Pro vida, pero no para todos: Una contradicción moral que interpela
Por estos días, cuando la violencia en Gaza ha generado consternación global, el acto de las diputadas del Partido Social Cristiano (PSC), Sara Concha y Francesca Muñoz, durante la Cuenta Pública del Presidente Boric, no puede pasar inadvertido.
Ambas parlamentarias asistieron al Congreso portando la bandera de Israel y pañuelos celestes con la consigna “las dos vidas”, en señal de su conocida postura contra el aborto. Pero lo que pretendía ser un gesto político terminó revelando una contradicción moral que resulta importante discutir, especialmente desde una perspectiva cristiana.
El mensaje central que proyectaron no fue simplemente una defensa de convicciones personales, sino una toma de postura política que, en el contexto actual, implica apoyo a un Estado cuya conducción ha sido denunciada por organismos internacionales y líderes mundiales por el uso desproporcionado de la fuerza, bombardeos sobre población civil y una ocupación sistemática que ha afectado profundamente al pueblo palestino.
Incluso el propio Presidente Boric, desde una mirada diplomática, denunció lo que calificó como una limpieza étnica y anunció sanciones por parte del Estado chileno.
¿Cómo se concilia entonces la defensa de “las dos vidas” con el respaldo simbólico a un gobierno que enfrenta acusaciones por la pérdida de miles de vidas inocentes? ¿Cómo se sostiene la defensa de la vida si esa defensa termina siendo selectiva? ¿No debería el valor de la vida humana, especialmente desde la ética cristiana, abarcar a todas las personas, sin distinción de raza, nacionalidad o credo?

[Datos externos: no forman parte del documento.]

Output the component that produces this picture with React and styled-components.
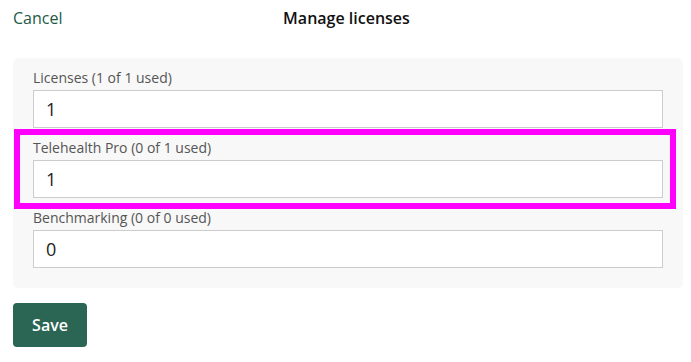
import React from "react";
import styled, { createGlobalStyle } from "styled-components";

const Global = createGlobalStyle`
  html, body { margin: 0; padding: 0; background: #ffffff; }
  body { font-family: "Open Sans", "Liberation Sans", sans-serif; color: #222; }
  * { box-sizing: border-box; }
`;

const Page = styled.div`
  width: 691px;
  padding: 0 8px 0 13px;
`;

const Header = styled.div`
  display: grid;
  grid-template-columns: 1fr auto 1fr;
  align-items: center;
  height: 36px;
  padding-right: 5px;
`;

const CancelLink = styled.a`
  font-size: 16px;
  color: #1d5a46;
  text-decoration: none;
  cursor: pointer;
  justify-self: start;
  line-height: 22px;
`;

const Title = styled.h1`
  margin: 0;
  font-size: 16px;
  font-weight: 600;
  color: #111;
  line-height: 22px;
  padding-left: 2px;
`;

const Panel = styled.div`
  margin-top: 22px;
  background: #f8f8f8;
  border-radius: 5px;
  padding: 10px 20px 20px 20px;
  display: flex;
  flex-direction: column;
  gap: 10px;
`;

const Field = styled.div`
  position: relative;
  display: flex;
  flex-direction: column;
  gap: 2px;

  ${(p) =>
    p.$highlight &&
    `
    &::after {
      content: "";
      position: absolute;
      top: -9px;
      left: -19px;
      right: -13px;
      bottom: -11px;
      border: 6px solid #ff00ff;
      pointer-events: none;
    }
  `}
`;

const Label = styled.label`
  font-size: 14px;
  line-height: 20px;
  color: #555;
`;

const Input = styled.input`
  height: 38px;
  width: 100%;
  border: 1px solid #cccccc;
  background: #ffffff;
  padding: 0 12px;
  font-family: "Open Sans", "Liberation Sans", sans-serif;
  font-size: 18px;
  color: #222;
  outline: none;
  border-radius: 0;
`;

const SaveButton = styled.button`
  margin-top: 15px;
  width: 74px;
  height: 44px;
  background: #2b6654;
  border: none;
  border-radius: 4px;
  color: #ffffff;
  font-family: "Open Sans", "Liberation Sans", sans-serif;
  font-size: 16px;
  font-weight: 600;
  cursor: pointer;
`;

const fields = [
  { label: "Licenses (1 of 1 used)", value: "1" },
  { label: "Telehealth Pro (0 of 1 used)", value: "1", highlight: true },
  { label: "Benchmarking (0 of 0 used)", value: "0" },
];

export default function App() {
  return (
    <>
      <Global />
      <Page>
        <Header>
          <CancelLink>Cancel</CancelLink>
          <Title>Manage licenses</Title>
          <span />
        </Header>
        <Panel>
          {fields.map((f) => (
            <Field key={f.label} $highlight={f.highlight}>
              <Label>{f.label}</Label>
              <Input defaultValue={f.value} readOnly />
            </Field>
          ))}
        </Panel>
        <SaveButton>Save</SaveButton>
      </Page>
    </>
  );
}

No es un juicio personal hacia las diputadas. De hecho, es legítimo que todo representante defienda sus ideas. Pero en política -y sobre todo cuando se invoca la fe- se requiere coherencia. Si se alza la voz en defensa del nasciturus, con mayor razón se debe alzar frente a la muerte de niños que ya viven, que ya respiran, que hoy mueren bajo el fuego cruzado de una guerra desigual. Si se citan los valores del Evangelio, esos valores deben extenderse también hacia las víctimas del conflicto, hacia quienes sufren, hacia los últimos.
La instrumentalización de la fe en el espacio político ha sido siempre un terreno delicado. Jesús, en los Evangelios, nos habla del amor al prójimo, de la misericordia con los más débiles, de la justicia por los marginados. No hay registro de una fe utilizada para justificar la violencia o alinearse con el poder opresor. Por el contrario, el mensaje evangélico es, en esencia, un llamado constante a estar del lado de los que sufren.
Por eso resulta preocupante cuando símbolos de fe se convierten en herramientas partidistas o se subordinan a discursos ideológicos. La defensa de la vida no puede convertirse en una consigna cerrada sobre un solo aspecto del debate ético. No puede ignorar la vida de las mujeres vulnerables, de los pueblos oprimidos, de las víctimas de la guerra, de quienes claman justicia social. Una ética verdaderamente cristiana es integradora, compasiva, atenta a toda forma de sufrimiento humano.
La política necesita convicciones. Pero también necesita coherencia. Y la fe, si ha de inspirar lo público, debe hacerlo desde la humildad, no desde la imposición. Desde la compasión, no desde el juicio. Desde la defensa de la vida en todas sus formas, no desde la selección arbitraria de qué vidas merecen ser defendidas.
Es posible tener posiciones distintas respecto a temas sensibles como el aborto o el conflicto en Medio Oriente. Pero cuando se dice amar al prójimo, se debe estar dispuesto a extender ese amor más allá de nuestras fronteras ideológicas o nacionales. La verdadera fe no necesita banderas. Necesita actos de justicia.